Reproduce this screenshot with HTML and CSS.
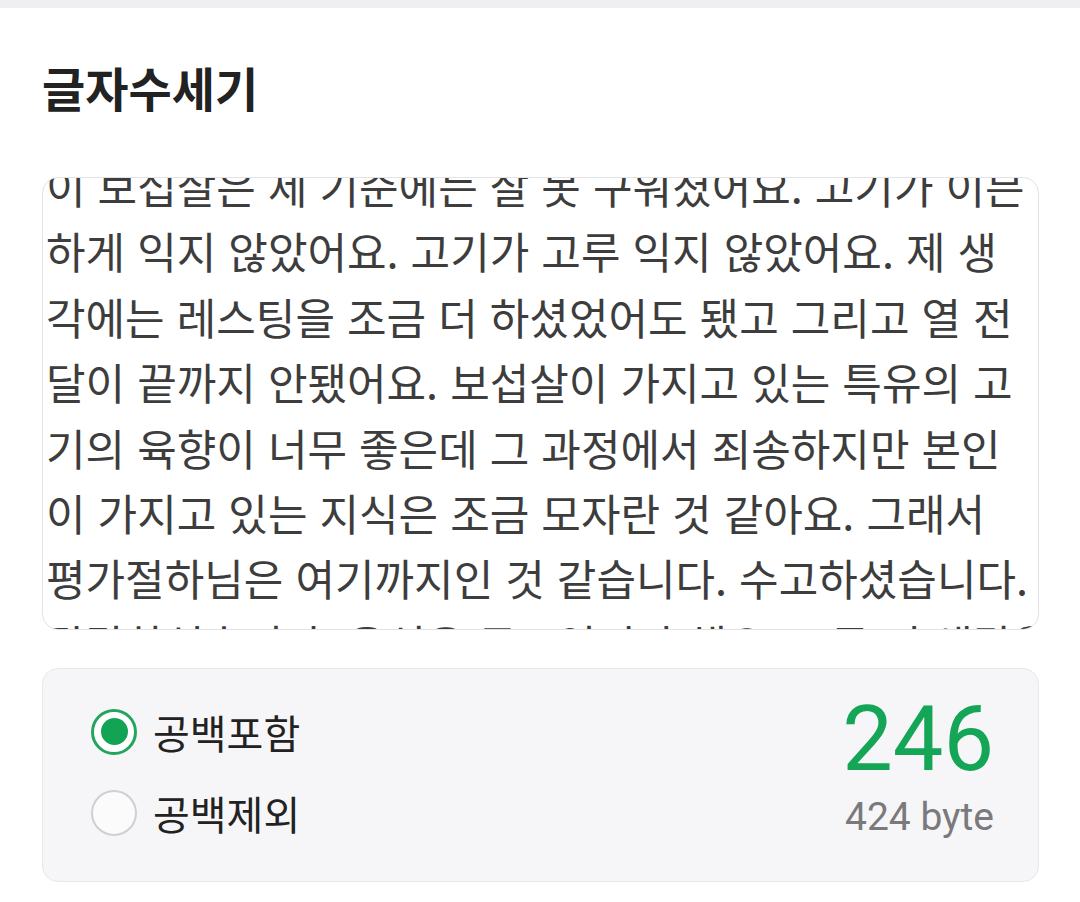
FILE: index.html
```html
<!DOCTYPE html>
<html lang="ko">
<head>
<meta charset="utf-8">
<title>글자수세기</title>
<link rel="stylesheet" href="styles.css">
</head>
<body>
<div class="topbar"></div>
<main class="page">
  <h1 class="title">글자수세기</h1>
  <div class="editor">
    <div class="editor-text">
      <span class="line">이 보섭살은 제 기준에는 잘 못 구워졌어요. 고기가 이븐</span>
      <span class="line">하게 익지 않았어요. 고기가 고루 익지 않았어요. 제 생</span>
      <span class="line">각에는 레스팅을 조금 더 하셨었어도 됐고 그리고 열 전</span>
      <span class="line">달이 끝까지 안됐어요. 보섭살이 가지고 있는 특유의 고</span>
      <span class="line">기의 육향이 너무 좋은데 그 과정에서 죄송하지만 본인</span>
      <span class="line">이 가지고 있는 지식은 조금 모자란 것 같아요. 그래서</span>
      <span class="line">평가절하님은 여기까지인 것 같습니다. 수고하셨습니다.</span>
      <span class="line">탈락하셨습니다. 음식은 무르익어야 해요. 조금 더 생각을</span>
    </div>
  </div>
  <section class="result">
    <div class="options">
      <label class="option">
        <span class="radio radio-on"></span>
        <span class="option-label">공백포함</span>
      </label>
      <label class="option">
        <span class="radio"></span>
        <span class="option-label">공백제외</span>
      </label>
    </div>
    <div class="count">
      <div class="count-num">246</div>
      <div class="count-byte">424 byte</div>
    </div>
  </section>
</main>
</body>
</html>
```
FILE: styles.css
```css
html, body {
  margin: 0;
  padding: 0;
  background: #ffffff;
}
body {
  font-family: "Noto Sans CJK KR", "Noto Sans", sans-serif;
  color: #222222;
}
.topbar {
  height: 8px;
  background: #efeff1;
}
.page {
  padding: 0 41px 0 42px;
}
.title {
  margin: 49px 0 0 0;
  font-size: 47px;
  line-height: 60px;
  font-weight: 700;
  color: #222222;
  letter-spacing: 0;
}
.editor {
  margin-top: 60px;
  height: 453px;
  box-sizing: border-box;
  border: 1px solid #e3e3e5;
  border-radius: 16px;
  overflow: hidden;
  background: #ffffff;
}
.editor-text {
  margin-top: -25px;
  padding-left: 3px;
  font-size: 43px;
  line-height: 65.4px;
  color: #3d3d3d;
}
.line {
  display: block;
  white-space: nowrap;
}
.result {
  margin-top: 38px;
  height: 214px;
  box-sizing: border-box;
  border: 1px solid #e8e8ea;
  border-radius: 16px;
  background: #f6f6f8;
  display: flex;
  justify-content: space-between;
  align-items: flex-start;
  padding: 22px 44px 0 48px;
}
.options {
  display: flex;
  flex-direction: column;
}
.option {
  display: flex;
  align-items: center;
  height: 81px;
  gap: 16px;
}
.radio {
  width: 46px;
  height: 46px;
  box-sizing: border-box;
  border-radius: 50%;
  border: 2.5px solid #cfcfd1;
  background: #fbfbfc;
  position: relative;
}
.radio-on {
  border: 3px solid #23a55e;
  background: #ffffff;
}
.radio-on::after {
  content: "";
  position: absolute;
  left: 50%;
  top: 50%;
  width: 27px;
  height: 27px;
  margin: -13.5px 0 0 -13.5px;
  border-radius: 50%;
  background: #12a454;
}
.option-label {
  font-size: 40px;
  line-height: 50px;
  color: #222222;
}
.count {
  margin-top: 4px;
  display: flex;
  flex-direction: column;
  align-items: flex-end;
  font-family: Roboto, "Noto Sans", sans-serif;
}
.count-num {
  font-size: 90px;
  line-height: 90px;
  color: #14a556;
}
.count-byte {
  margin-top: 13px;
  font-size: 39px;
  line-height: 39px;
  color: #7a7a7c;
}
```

= OBJECTIVE =
Please transcribe the material above exactly as written. Leave the pictures out.

= ANSWER TO THIS TASK =
Reproduce this screenshot with HTML and CSS.
FILE: index.html
```html
<!DOCTYPE html>
<html lang="ko">
<head>
<meta charset="utf-8">
<title>글자수세기</title>
<link rel="stylesheet" href="styles.css">
</head>
<body>
<div class="topbar"></div>
<main class="page">
  <h1 class="title">글자수세기</h1>
  <div class="editor">
    <div class="editor-text">
      <span class="line">이 보섭살은 제 기준에는 잘 못 구워졌어요. 고기가 이븐</span>
      <span class="line">하게 익지 않았어요. 고기가 고루 익지 않았어요. 제 생</span>
      <span class="line">각에는 레스팅을 조금 더 하셨었어도 됐고 그리고 열 전</span>
      <span class="line">달이 끝까지 안됐어요. 보섭살이 가지고 있는 특유의 고</span>
      <span class="line">기의 육향이 너무 좋은데 그 과정에서 죄송하지만 본인</span>
      <span class="line">이 가지고 있는 지식은 조금 모자란 것 같아요. 그래서</span>
      <span class="line">평가절하님은 여기까지인 것 같습니다. 수고하셨습니다.</span>
      <span class="line">탈락하셨습니다. 음식은 무르익어야 해요. 조금 더 생각을</span>
    </div>
  </div>
  <section class="result">
    <div class="options">
      <label class="option">
        <span class="radio radio-on"></span>
        <span class="option-label">공백포함</span>
      </label>
      <label class="option">
        <span class="radio"></span>
        <span class="option-label">공백제외</span>
      </label>
    </div>
    <div class="count">
      <div class="count-num">246</div>
      <div class="count-byte">424 byte</div>
    </div>
  </section>
</main>
</body>
</html>
```
FILE: styles.css
```css
html, body {
  margin: 0;
  padding: 0;
  background: #ffffff;
}
body {
  font-family: "Noto Sans CJK KR", "Noto Sans", sans-serif;
  color: #222222;
}
.topbar {
  height: 8px;
  background: #efeff1;
}
.page {
  padding: 0 41px 0 42px;
}
.title {
  margin: 49px 0 0 0;
  font-size: 47px;
  line-height: 60px;
  font-weight: 700;
  color: #222222;
  letter-spacing: 0;
}
.editor {
  margin-top: 60px;
  height: 453px;
  box-sizing: border-box;
  border: 1px solid #e3e3e5;
  border-radius: 16px;
  overflow: hidden;
  background: #ffffff;
}
.editor-text {
  margin-top: -25px;
  padding-left: 3px;
  font-size: 43px;
  line-height: 65.4px;
  color: #3d3d3d;
}
.line {
  display: block;
  white-space: nowrap;
}
.result {
  margin-top: 38px;
  height: 214px;
  box-sizing: border-box;
  border: 1px solid #e8e8ea;
  border-radius: 16px;
  background: #f6f6f8;
  display: flex;
  justify-content: space-between;
  align-items: flex-start;
  padding: 22px 44px 0 48px;
}
.options {
  display: flex;
  flex-direction: column;
}
.option {
  display: flex;
  align-items: center;
  height: 81px;
  gap: 16px;
}
.radio {
  width: 46px;
  height: 46px;
  box-sizing: border-box;
  border-radius: 50%;
  border: 2.5px solid #cfcfd1;
  background: #fbfbfc;
  position: relative;
}
.radio-on {
  border: 3px solid #23a55e;
  background: #ffffff;
}
.radio-on::after {
  content: "";
  position: absolute;
  left: 50%;
  top: 50%;
  width: 27px;
  height: 27px;
  margin: -13.5px 0 0 -13.5px;
  border-radius: 50%;
  background: #12a454;
}
.option-label {
  font-size: 40px;
  line-height: 50px;
  color: #222222;
}
.count {
  margin-top: 4px;
  display: flex;
  flex-direction: column;
  align-items: flex-end;
  font-family: Roboto, "Noto Sans", sans-serif;
}
.count-num {
  font-size: 90px;
  line-height: 90px;
  color: #14a556;
}
.count-byte {
  margin-top: 13px;
  font-size: 39px;
  line-height: 39px;
  color: #7a7a7c;
}
```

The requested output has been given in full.